# STATED EXERCISE
Copy out the listing that follows exactly, dropping every picture.

# start of SOURCE DATA

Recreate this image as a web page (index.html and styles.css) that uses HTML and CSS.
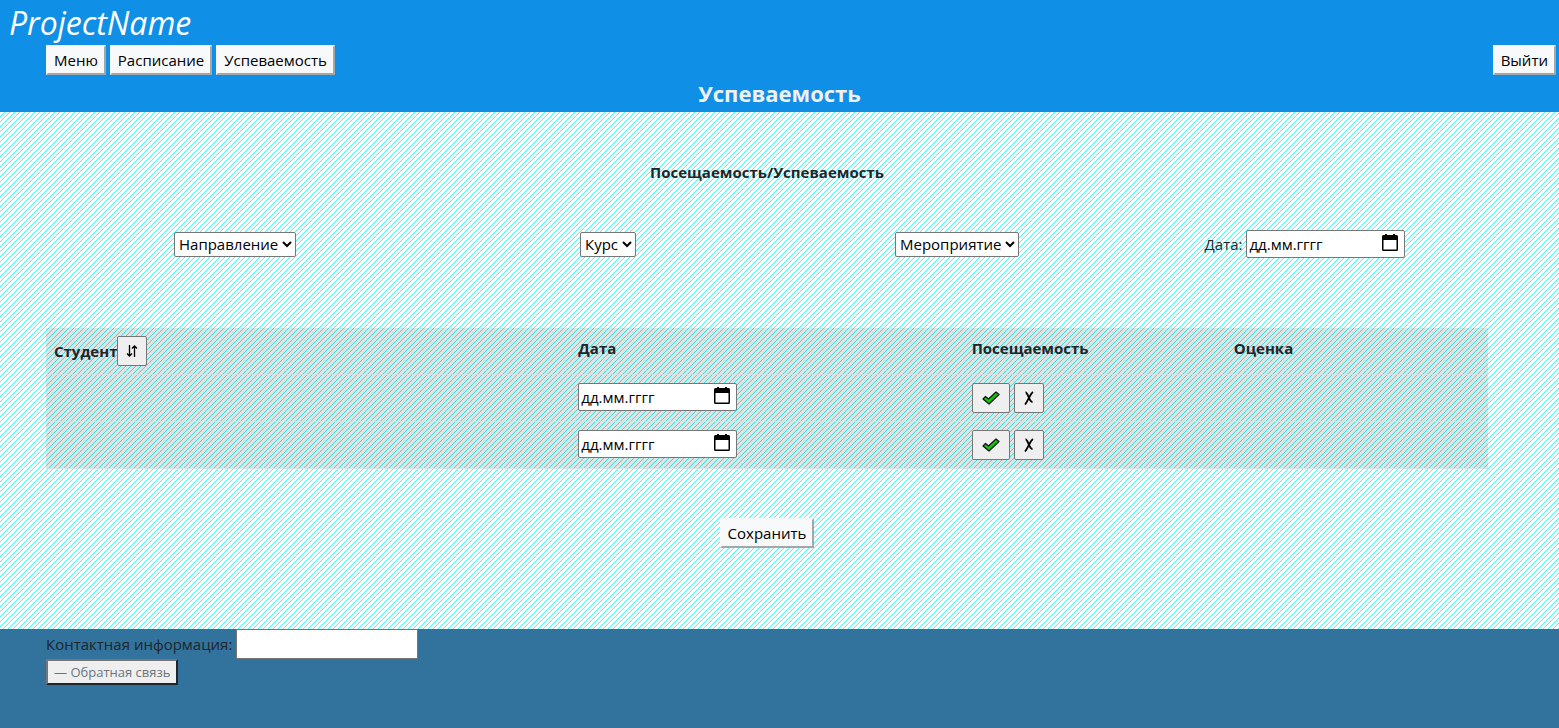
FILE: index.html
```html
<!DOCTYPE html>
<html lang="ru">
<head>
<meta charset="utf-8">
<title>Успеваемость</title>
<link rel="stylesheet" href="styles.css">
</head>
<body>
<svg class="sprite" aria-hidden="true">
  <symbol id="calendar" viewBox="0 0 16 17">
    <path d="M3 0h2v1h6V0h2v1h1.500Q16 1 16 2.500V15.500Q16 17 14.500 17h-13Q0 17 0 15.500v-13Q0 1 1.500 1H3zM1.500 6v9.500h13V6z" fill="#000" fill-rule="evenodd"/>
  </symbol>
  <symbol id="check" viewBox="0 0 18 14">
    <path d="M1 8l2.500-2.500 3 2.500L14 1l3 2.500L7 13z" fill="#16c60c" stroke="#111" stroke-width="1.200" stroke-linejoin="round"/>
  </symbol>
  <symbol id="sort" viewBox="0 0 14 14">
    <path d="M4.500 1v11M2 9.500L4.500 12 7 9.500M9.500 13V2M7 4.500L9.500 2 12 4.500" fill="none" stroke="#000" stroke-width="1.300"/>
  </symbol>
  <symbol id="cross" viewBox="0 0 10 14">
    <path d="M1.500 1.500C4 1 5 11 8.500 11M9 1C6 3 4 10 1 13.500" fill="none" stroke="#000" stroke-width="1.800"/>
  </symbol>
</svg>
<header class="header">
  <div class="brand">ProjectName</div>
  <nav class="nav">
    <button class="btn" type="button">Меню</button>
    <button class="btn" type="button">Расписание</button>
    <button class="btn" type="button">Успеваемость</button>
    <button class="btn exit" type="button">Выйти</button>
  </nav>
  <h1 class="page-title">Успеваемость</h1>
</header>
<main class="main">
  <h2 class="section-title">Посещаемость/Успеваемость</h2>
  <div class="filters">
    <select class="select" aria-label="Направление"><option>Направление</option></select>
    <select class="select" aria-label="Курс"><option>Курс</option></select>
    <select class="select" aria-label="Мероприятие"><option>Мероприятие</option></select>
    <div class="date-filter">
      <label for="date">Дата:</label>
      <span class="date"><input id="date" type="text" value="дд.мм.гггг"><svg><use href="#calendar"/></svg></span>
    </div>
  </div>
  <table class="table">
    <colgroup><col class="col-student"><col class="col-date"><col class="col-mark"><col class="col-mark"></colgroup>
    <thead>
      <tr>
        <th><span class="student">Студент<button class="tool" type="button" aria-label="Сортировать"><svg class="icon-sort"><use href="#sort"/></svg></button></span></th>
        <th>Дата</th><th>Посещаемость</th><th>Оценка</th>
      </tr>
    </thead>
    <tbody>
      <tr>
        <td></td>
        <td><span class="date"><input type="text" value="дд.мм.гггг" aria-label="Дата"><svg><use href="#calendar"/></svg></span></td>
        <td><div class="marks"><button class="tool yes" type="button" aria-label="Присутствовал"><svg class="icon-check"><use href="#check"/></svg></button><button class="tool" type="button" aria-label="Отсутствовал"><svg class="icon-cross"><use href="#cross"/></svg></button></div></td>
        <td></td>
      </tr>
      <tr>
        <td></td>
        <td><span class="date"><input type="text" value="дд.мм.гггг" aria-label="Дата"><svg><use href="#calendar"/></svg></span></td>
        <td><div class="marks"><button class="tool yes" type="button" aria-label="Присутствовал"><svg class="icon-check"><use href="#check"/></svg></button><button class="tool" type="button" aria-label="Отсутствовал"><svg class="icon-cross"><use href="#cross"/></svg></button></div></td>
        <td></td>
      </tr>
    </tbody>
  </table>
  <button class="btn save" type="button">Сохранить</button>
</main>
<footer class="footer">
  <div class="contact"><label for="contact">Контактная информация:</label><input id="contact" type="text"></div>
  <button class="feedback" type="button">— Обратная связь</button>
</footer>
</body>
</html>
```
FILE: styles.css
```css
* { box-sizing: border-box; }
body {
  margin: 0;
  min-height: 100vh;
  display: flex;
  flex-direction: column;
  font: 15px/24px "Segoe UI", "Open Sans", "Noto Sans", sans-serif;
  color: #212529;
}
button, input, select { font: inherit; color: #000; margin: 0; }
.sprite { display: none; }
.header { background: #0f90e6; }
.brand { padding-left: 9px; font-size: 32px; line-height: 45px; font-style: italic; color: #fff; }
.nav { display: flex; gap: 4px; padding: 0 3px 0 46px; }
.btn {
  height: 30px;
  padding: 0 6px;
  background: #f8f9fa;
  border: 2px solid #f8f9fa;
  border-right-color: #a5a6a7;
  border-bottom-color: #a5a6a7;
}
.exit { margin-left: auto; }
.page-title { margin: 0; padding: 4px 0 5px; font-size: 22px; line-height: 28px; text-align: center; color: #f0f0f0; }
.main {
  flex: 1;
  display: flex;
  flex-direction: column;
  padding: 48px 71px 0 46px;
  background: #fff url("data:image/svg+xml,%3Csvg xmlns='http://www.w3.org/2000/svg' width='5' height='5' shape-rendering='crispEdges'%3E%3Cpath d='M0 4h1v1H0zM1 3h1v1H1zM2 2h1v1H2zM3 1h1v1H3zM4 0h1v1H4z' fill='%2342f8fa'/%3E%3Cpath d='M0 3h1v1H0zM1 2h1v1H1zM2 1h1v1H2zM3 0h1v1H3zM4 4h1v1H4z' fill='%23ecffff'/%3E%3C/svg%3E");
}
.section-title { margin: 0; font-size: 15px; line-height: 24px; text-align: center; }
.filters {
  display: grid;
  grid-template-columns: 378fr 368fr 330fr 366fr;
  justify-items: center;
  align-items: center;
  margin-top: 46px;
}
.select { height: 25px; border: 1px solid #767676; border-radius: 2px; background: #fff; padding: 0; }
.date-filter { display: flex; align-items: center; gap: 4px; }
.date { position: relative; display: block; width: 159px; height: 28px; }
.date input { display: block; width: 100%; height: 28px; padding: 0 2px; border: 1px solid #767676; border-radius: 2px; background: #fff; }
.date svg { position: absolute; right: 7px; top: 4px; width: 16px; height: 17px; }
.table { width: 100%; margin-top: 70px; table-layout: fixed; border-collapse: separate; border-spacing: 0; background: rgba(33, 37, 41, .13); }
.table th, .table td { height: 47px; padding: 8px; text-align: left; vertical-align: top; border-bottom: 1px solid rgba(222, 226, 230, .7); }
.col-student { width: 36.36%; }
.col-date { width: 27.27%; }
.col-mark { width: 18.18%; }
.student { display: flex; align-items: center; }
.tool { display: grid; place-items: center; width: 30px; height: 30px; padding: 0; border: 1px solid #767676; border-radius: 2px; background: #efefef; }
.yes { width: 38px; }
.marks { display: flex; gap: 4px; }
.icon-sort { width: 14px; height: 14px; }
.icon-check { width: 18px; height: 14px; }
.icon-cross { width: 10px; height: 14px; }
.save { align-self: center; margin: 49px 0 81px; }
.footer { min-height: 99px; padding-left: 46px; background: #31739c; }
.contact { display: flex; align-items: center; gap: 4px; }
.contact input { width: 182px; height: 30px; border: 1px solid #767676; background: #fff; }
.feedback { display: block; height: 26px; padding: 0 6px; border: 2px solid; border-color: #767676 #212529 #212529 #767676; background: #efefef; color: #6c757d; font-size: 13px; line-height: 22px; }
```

# end of SOURCE DATA

# ANSWER FOR THIS EXERCISE
Recreate this image as a web page (index.html and styles.css) that uses HTML and CSS.
FILE: index.html
```html
<!DOCTYPE html>
<html lang="ru">
<head>
<meta charset="utf-8">
<title>Успеваемость</title>
<link rel="stylesheet" href="styles.css">
</head>
<body>
<svg class="sprite" aria-hidden="true">
  <symbol id="calendar" viewBox="0 0 16 17">
    <path d="M3 0h2v1h6V0h2v1h1.500Q16 1 16 2.500V15.500Q16 17 14.500 17h-13Q0 17 0 15.500v-13Q0 1 1.500 1H3zM1.500 6v9.500h13V6z" fill="#000" fill-rule="evenodd"/>
  </symbol>
  <symbol id="check" viewBox="0 0 18 14">
    <path d="M1 8l2.500-2.500 3 2.500L14 1l3 2.500L7 13z" fill="#16c60c" stroke="#111" stroke-width="1.200" stroke-linejoin="round"/>
  </symbol>
  <symbol id="sort" viewBox="0 0 14 14">
    <path d="M4.500 1v11M2 9.500L4.500 12 7 9.500M9.500 13V2M7 4.500L9.500 2 12 4.500" fill="none" stroke="#000" stroke-width="1.300"/>
  </symbol>
  <symbol id="cross" viewBox="0 0 10 14">
    <path d="M1.500 1.500C4 1 5 11 8.500 11M9 1C6 3 4 10 1 13.500" fill="none" stroke="#000" stroke-width="1.800"/>
  </symbol>
</svg>
<header class="header">
  <div class="brand">ProjectName</div>
  <nav class="nav">
    <button class="btn" type="button">Меню</button>
    <button class="btn" type="button">Расписание</button>
    <button class="btn" type="button">Успеваемость</button>
    <button class="btn exit" type="button">Выйти</button>
  </nav>
  <h1 class="page-title">Успеваемость</h1>
</header>
<main class="main">
  <h2 class="section-title">Посещаемость/Успеваемость</h2>
  <div class="filters">
    <select class="select" aria-label="Направление"><option>Направление</option></select>
    <select class="select" aria-label="Курс"><option>Курс</option></select>
    <select class="select" aria-label="Мероприятие"><option>Мероприятие</option></select>
    <div class="date-filter">
      <label for="date">Дата:</label>
      <span class="date"><input id="date" type="text" value="дд.мм.гггг"><svg><use href="#calendar"/></svg></span>
    </div>
  </div>
  <table class="table">
    <colgroup><col class="col-student"><col class="col-date"><col class="col-mark"><col class="col-mark"></colgroup>
    <thead>
      <tr>
        <th><span class="student">Студент<button class="tool" type="button" aria-label="Сортировать"><svg class="icon-sort"><use href="#sort"/></svg></button></span></th>
        <th>Дата</th><th>Посещаемость</th><th>Оценка</th>
      </tr>
    </thead>
    <tbody>
      <tr>
        <td></td>
        <td><span class="date"><input type="text" value="дд.мм.гггг" aria-label="Дата"><svg><use href="#calendar"/></svg></span></td>
        <td><div class="marks"><button class="tool yes" type="button" aria-label="Присутствовал"><svg class="icon-check"><use href="#check"/></svg></button><button class="tool" type="button" aria-label="Отсутствовал"><svg class="icon-cross"><use href="#cross"/></svg></button></div></td>
        <td></td>
      </tr>
      <tr>
        <td></td>
        <td><span class="date"><input type="text" value="дд.мм.гггг" aria-label="Дата"><svg><use href="#calendar"/></svg></span></td>
        <td><div class="marks"><button class="tool yes" type="button" aria-label="Присутствовал"><svg class="icon-check"><use href="#check"/></svg></button><button class="tool" type="button" aria-label="Отсутствовал"><svg class="icon-cross"><use href="#cross"/></svg></button></div></td>
        <td></td>
      </tr>
    </tbody>
  </table>
  <button class="btn save" type="button">Сохранить</button>
</main>
<footer class="footer">
  <div class="contact"><label for="contact">Контактная информация:</label><input id="contact" type="text"></div>
  <button class="feedback" type="button">— Обратная связь</button>
</footer>
</body>
</html>
```
FILE: styles.css
```css
* { box-sizing: border-box; }
body {
  margin: 0;
  min-height: 100vh;
  display: flex;
  flex-direction: column;
  font: 15px/24px "Segoe UI", "Open Sans", "Noto Sans", sans-serif;
  color: #212529;
}
button, input, select { font: inherit; color: #000; margin: 0; }
.sprite { display: none; }
.header { background: #0f90e6; }
.brand { padding-left: 9px; font-size: 32px; line-height: 45px; font-style: italic; color: #fff; }
.nav { display: flex; gap: 4px; padding: 0 3px 0 46px; }
.btn {
  height: 30px;
  padding: 0 6px;
  background: #f8f9fa;
  border: 2px solid #f8f9fa;
  border-right-color: #a5a6a7;
  border-bottom-color: #a5a6a7;
}
.exit { margin-left: auto; }
.page-title { margin: 0; padding: 4px 0 5px; font-size: 22px; line-height: 28px; text-align: center; color: #f0f0f0; }
.main {
  flex: 1;
  display: flex;
  flex-direction: column;
  padding: 48px 71px 0 46px;
  background: #fff url("data:image/svg+xml,%3Csvg xmlns='http://www.w3.org/2000/svg' width='5' height='5' shape-rendering='crispEdges'%3E%3Cpath d='M0 4h1v1H0zM1 3h1v1H1zM2 2h1v1H2zM3 1h1v1H3zM4 0h1v1H4z' fill='%2342f8fa'/%3E%3Cpath d='M0 3h1v1H0zM1 2h1v1H1zM2 1h1v1H2zM3 0h1v1H3zM4 4h1v1H4z' fill='%23ecffff'/%3E%3C/svg%3E");
}
.section-title { margin: 0; font-size: 15px; line-height: 24px; text-align: center; }
.filters {
  display: grid;
  grid-template-columns: 378fr 368fr 330fr 366fr;
  justify-items: center;
  align-items: center;
  margin-top: 46px;
}
.select { height: 25px; border: 1px solid #767676; border-radius: 2px; background: #fff; padding: 0; }
.date-filter { display: flex; align-items: center; gap: 4px; }
.date { position: relative; display: block; width: 159px; height: 28px; }
.date input { display: block; width: 100%; height: 28px; padding: 0 2px; border: 1px solid #767676; border-radius: 2px; background: #fff; }
.date svg { position: absolute; right: 7px; top: 4px; width: 16px; height: 17px; }
.table { width: 100%; margin-top: 70px; table-layout: fixed; border-collapse: separate; border-spacing: 0; background: rgba(33, 37, 41, .13); }
.table th, .table td { height: 47px; padding: 8px; text-align: left; vertical-align: top; border-bottom: 1px solid rgba(222, 226, 230, .7); }
.col-student { width: 36.36%; }
.col-date { width: 27.27%; }
.col-mark { width: 18.18%; }
.student { display: flex; align-items: center; }
.tool { display: grid; place-items: center; width: 30px; height: 30px; padding: 0; border: 1px solid #767676; border-radius: 2px; background: #efefef; }
.yes { width: 38px; }
.marks { display: flex; gap: 4px; }
.icon-sort { width: 14px; height: 14px; }
.icon-check { width: 18px; height: 14px; }
.icon-cross { width: 10px; height: 14px; }
.save { align-self: center; margin: 49px 0 81px; }
.footer { min-height: 99px; padding-left: 46px; background: #31739c; }
.contact { display: flex; align-items: center; gap: 4px; }
.contact input { width: 182px; height: 30px; border: 1px solid #767676; background: #fff; }
.feedback { display: block; height: 26px; padding: 0 6px; border: 2px solid; border-color: #767676 #212529 #212529 #767676; background: #efefef; color: #6c757d; font-size: 13px; line-height: 22px; }
```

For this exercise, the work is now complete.